-- JOB --
Restate the data word for word and leave the images out.

START DATA SECTION

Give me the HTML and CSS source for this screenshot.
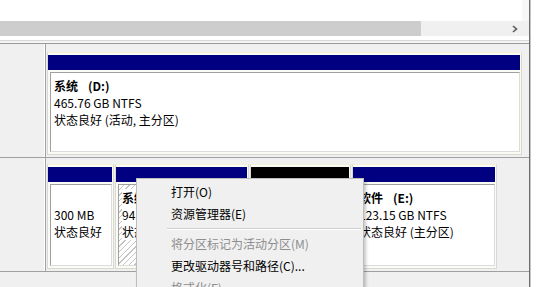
FILE: index.html
```html
<!DOCTYPE html>
<html lang="zh-CN">
<head>
  <meta charset="UTF-8">
  <title>磁盘管理</title>
  <link rel="stylesheet" href="styles.css">
</head>
<body>
  <div class="screen">
    <div class="console">
      <div class="volume-list"></div>
      <div class="hscroll">
        <div class="thumb"></div>
        <div class="track">
          <svg class="arrow" width="6" height="8" viewBox="0 0 6 8">
            <polyline points="1,1 4.5,4 1,7" fill="none" stroke="#5a5a5a" stroke-width="1.6"/>
          </svg>
        </div>
      </div>
      <div class="pane-split"></div>
      <div class="pane-edge"></div>

      <div class="disk disk-one">
        <div class="disk-label"></div>
        <div class="parts">
          <div class="part part-d">
            <div class="part-head"></div>
            <div class="part-body">
              <p class="name">系统<span class="letter">(D:)</span></p>
              <p>465.76 GB NTFS</p>
              <p>状态良好 (活动, 主分区)</p>
            </div>
          </div>
        </div>
      </div>

      <div class="disk disk-two">
        <div class="disk-label"></div>
        <div class="parts">
          <div class="part part-recovery">
            <div class="part-head"></div>
            <div class="part-body">
              <p class="name">&nbsp;</p>
              <p>300 MB</p>
              <p>状态良好</p>
            </div>
          </div>
          <div class="part part-system">
            <div class="part-head"></div>
            <div class="part-body selected">
              <p class="name"><span>系统<span class="letter">(C:)</span></span></p>
              <p><span>94.66 GB NTFS</span></p>
              <p><span>状态良好 (启动, 页面文件)</span></p>
            </div>
          </div>
          <div class="part part-free">
            <div class="part-head free"></div>
            <div class="part-body">
              <p>&nbsp;</p>
            </div>
          </div>
          <div class="part part-e">
            <div class="part-head"></div>
            <div class="part-body">
              <p class="name">软件<span class="letter">(E:)</span></p>
              <p>123.15 GB NTFS</p>
              <p>状态良好 (主分区)</p>
            </div>
          </div>
        </div>
      </div>
      <div class="filler"></div>
    </div>
    <div class="edge"></div>
    <div class="outside"></div>

    <div class="menu">
      <div class="item">打开(O)</div>
      <div class="item">资源管理器(E)</div>
      <div class="sep"></div>
      <div class="item off">将分区标记为活动分区(M)</div>
      <div class="item">更改驱动器号和路径(C)...</div>
      <div class="item off">格式化(F)...</div>
    </div>
  </div>
</body>
</html>
```

FILE: styles.css
```css
body {
  margin: 0;
  width: 543px;
  height: 287px;
  overflow: hidden;
  background: #fff;
  color: #000;
  font-family: "Noto Sans CJK SC", "Noto Sans", sans-serif;
  font-size: 12px;
}

.screen {
  position: relative;
  display: flex;
  height: 287px;
}

.console {
  width: 529px;
  display: flex;
  flex-direction: column;
  background: #f0f0f0;
}

.edge {
  width: 1px;
  background: #6e6e6e;
  border-right: 1px solid #c4c4c4;
}

.outside {
  flex: 1;
  background: #fff;
}

/* top list + its scrollbar */
.volume-list {
  height: 21px;
  background: #fff;
  border-right: 7px solid #f7f7f7;
}

.hscroll {
  height: 15px;
  display: flex;
}

.thumb {
  width: 421px;
  background: #cdcdcd;
}

.track {
  flex: 1;
  background: #f0f0f0;
  display: flex;
  align-items: center;
  justify-content: flex-end;
  padding-right: 11px;
}

.pane-split {
  height: 4px;
  background: #fff;
  border-bottom: 1px solid #d6d6d6;
}

.pane-edge {
  height: 2px;
  background: #f4f4f4;
  border-bottom: 1px solid #9c9c9c;
}

/* disk rows */
.disk {
  display: flex;
  border-bottom: 1px solid #a0a0a0;
}

.disk-label {
  width: 44px;
  background: #f0f0f0;
  border-right: 1px solid #fff;
  box-shadow: 1px 0 0 #a0a0a0;
}

.parts {
  flex: 1;
  display: flex;
  gap: 1px;
  padding: 0 0 2px 2px;
}

.disk-one .parts {
  padding-top: 8px;
}

.disk-one .part {
  height: 103px;
}

.disk-two .parts {
  padding-top: 6px;
}

.disk-two .part {
  height: 105px;
}

.part {
  box-sizing: border-box;
  display: flex;
  flex-direction: column;
  background: #fbfbf6;
  border: 1px solid #d9d9d2;
  border-top-color: #f3f0d8;
  padding: 2px 1px 2px 0;
}

.part-d { width: 475px; }
.part-recovery { width: 67px; }
.part-system { width: 134px; }
.part-free { width: 101px; }
.part-e { width: 145px; }

.part-head {
  height: 15px;
  background: #000080;
}

.part-head.free {
  background: #000;
}

.part-body {
  flex: 1;
  margin: 2px 0 0 2px;
  padding: 4px 3px 0;
  background: #fff;
  border: 1px solid #a0a0a0;
  border-right-color: #dcdcdc;
  border-bottom-color: #dcdcdc;
  overflow: hidden;
  white-space: nowrap;
}

.part-body p {
  margin: 0;
  line-height: 17px;
}

.part-body .name {
  font-weight: 700;
}

.letter {
  margin-left: 10px;
}

.selected {
  background: repeating-linear-gradient(135deg, #fff 0, #fff 3px, #c4c4c4 3px, #c4c4c4 4px);
}

.selected p span {
  background: #fff;
}

.filler {
  flex: 1;
  background: #f0f0f0;
}

/* context menu */
.menu {
  position: absolute;
  left: 136px;
  top: 178px;
  width: 228px;
  box-sizing: border-box;
  padding: 2px 2px 0 0;
  background: #f0f0f0;
  border: 1px solid #bdbdbd;
  box-shadow: 2px 2px 3px rgba(0, 0, 0, 0.22);
}

.item {
  height: 22px;
  line-height: 22px;
  padding-left: 34px;
  white-space: nowrap;
}

.item.off {
  color: #8e8e8e;
}

.sep {
  height: 1px;
  margin: 3px 0 3px 30px;
  background: #cfcfcf;
  border-bottom: 1px solid #fff;
}
```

END DATA SECTION

-- RESULT OF THE EXERCISE --
Give me the HTML and CSS source for this screenshot.
FILE: index.html
```html
<!DOCTYPE html>
<html lang="zh-CN">
<head>
  <meta charset="UTF-8">
  <title>磁盘管理</title>
  <link rel="stylesheet" href="styles.css">
</head>
<body>
  <div class="screen">
    <div class="console">
      <div class="volume-list"></div>
      <div class="hscroll">
        <div class="thumb"></div>
        <div class="track">
          <svg class="arrow" width="6" height="8" viewBox="0 0 6 8">
            <polyline points="1,1 4.5,4 1,7" fill="none" stroke="#5a5a5a" stroke-width="1.6"/>
          </svg>
        </div>
      </div>
      <div class="pane-split"></div>
      <div class="pane-edge"></div>

      <div class="disk disk-one">
        <div class="disk-label"></div>
        <div class="parts">
          <div class="part part-d">
            <div class="part-head"></div>
            <div class="part-body">
              <p class="name">系统<span class="letter">(D:)</span></p>
              <p>465.76 GB NTFS</p>
              <p>状态良好 (活动, 主分区)</p>
            </div>
          </div>
        </div>
      </div>

      <div class="disk disk-two">
        <div class="disk-label"></div>
        <div class="parts">
          <div class="part part-recovery">
            <div class="part-head"></div>
            <div class="part-body">
              <p class="name">&nbsp;</p>
              <p>300 MB</p>
              <p>状态良好</p>
            </div>
          </div>
          <div class="part part-system">
            <div class="part-head"></div>
            <div class="part-body selected">
              <p class="name"><span>系统<span class="letter">(C:)</span></span></p>
              <p><span>94.66 GB NTFS</span></p>
              <p><span>状态良好 (启动, 页面文件)</span></p>
            </div>
          </div>
          <div class="part part-free">
            <div class="part-head free"></div>
            <div class="part-body">
              <p>&nbsp;</p>
            </div>
          </div>
          <div class="part part-e">
            <div class="part-head"></div>
            <div class="part-body">
              <p class="name">软件<span class="letter">(E:)</span></p>
              <p>123.15 GB NTFS</p>
              <p>状态良好 (主分区)</p>
            </div>
          </div>
        </div>
      </div>
      <div class="filler"></div>
    </div>
    <div class="edge"></div>
    <div class="outside"></div>

    <div class="menu">
      <div class="item">打开(O)</div>
      <div class="item">资源管理器(E)</div>
      <div class="sep"></div>
      <div class="item off">将分区标记为活动分区(M)</div>
      <div class="item">更改驱动器号和路径(C)...</div>
      <div class="item off">格式化(F)...</div>
    </div>
  </div>
</body>
</html>
```

FILE: styles.css
```css
body {
  margin: 0;
  width: 543px;
  height: 287px;
  overflow: hidden;
  background: #fff;
  color: #000;
  font-family: "Noto Sans CJK SC", "Noto Sans", sans-serif;
  font-size: 12px;
}

.screen {
  position: relative;
  display: flex;
  height: 287px;
}

.console {
  width: 529px;
  display: flex;
  flex-direction: column;
  background: #f0f0f0;
}

.edge {
  width: 1px;
  background: #6e6e6e;
  border-right: 1px solid #c4c4c4;
}

.outside {
  flex: 1;
  background: #fff;
}

/* top list + its scrollbar */
.volume-list {
  height: 21px;
  background: #fff;
  border-right: 7px solid #f7f7f7;
}

.hscroll {
  height: 15px;
  display: flex;
}

.thumb {
  width: 421px;
  background: #cdcdcd;
}

.track {
  flex: 1;
  background: #f0f0f0;
  display: flex;
  align-items: center;
  justify-content: flex-end;
  padding-right: 11px;
}

.pane-split {
  height: 4px;
  background: #fff;
  border-bottom: 1px solid #d6d6d6;
}

.pane-edge {
  height: 2px;
  background: #f4f4f4;
  border-bottom: 1px solid #9c9c9c;
}

/* disk rows */
.disk {
  display: flex;
  border-bottom: 1px solid #a0a0a0;
}

.disk-label {
  width: 44px;
  background: #f0f0f0;
  border-right: 1px solid #fff;
  box-shadow: 1px 0 0 #a0a0a0;
}

.parts {
  flex: 1;
  display: flex;
  gap: 1px;
  padding: 0 0 2px 2px;
}

.disk-one .parts {
  padding-top: 8px;
}

.disk-one .part {
  height: 103px;
}

.disk-two .parts {
  padding-top: 6px;
}

.disk-two .part {
  height: 105px;
}

.part {
  box-sizing: border-box;
  display: flex;
  flex-direction: column;
  background: #fbfbf6;
  border: 1px solid #d9d9d2;
  border-top-color: #f3f0d8;
  padding: 2px 1px 2px 0;
}

.part-d { width: 475px; }
.part-recovery { width: 67px; }
.part-system { width: 134px; }
.part-free { width: 101px; }
.part-e { width: 145px; }

.part-head {
  height: 15px;
  background: #000080;
}

.part-head.free {
  background: #000;
}

.part-body {
  flex: 1;
  margin: 2px 0 0 2px;
  padding: 4px 3px 0;
  background: #fff;
  border: 1px solid #a0a0a0;
  border-right-color: #dcdcdc;
  border-bottom-color: #dcdcdc;
  overflow: hidden;
  white-space: nowrap;
}

.part-body p {
  margin: 0;
  line-height: 17px;
}

.part-body .name {
  font-weight: 700;
}

.letter {
  margin-left: 10px;
}

.selected {
  background: repeating-linear-gradient(135deg, #fff 0, #fff 3px, #c4c4c4 3px, #c4c4c4 4px);
}

.selected p span {
  background: #fff;
}

.filler {
  flex: 1;
  background: #f0f0f0;
}

/* context menu */
.menu {
  position: absolute;
  left: 136px;
  top: 178px;
  width: 228px;
  box-sizing: border-box;
  padding: 2px 2px 0 0;
  background: #f0f0f0;
  border: 1px solid #bdbdbd;
  box-shadow: 2px 2px 3px rgba(0, 0, 0, 0.22);
}

.item {
  height: 22px;
  line-height: 22px;
  padding-left: 34px;
  white-space: nowrap;
}

.item.off {
  color: #8e8e8e;
}

.sep {
  height: 1px;
  margin: 3px 0 3px 30px;
  background: #cfcfcf;
  border-bottom: 1px solid #fff;
}
```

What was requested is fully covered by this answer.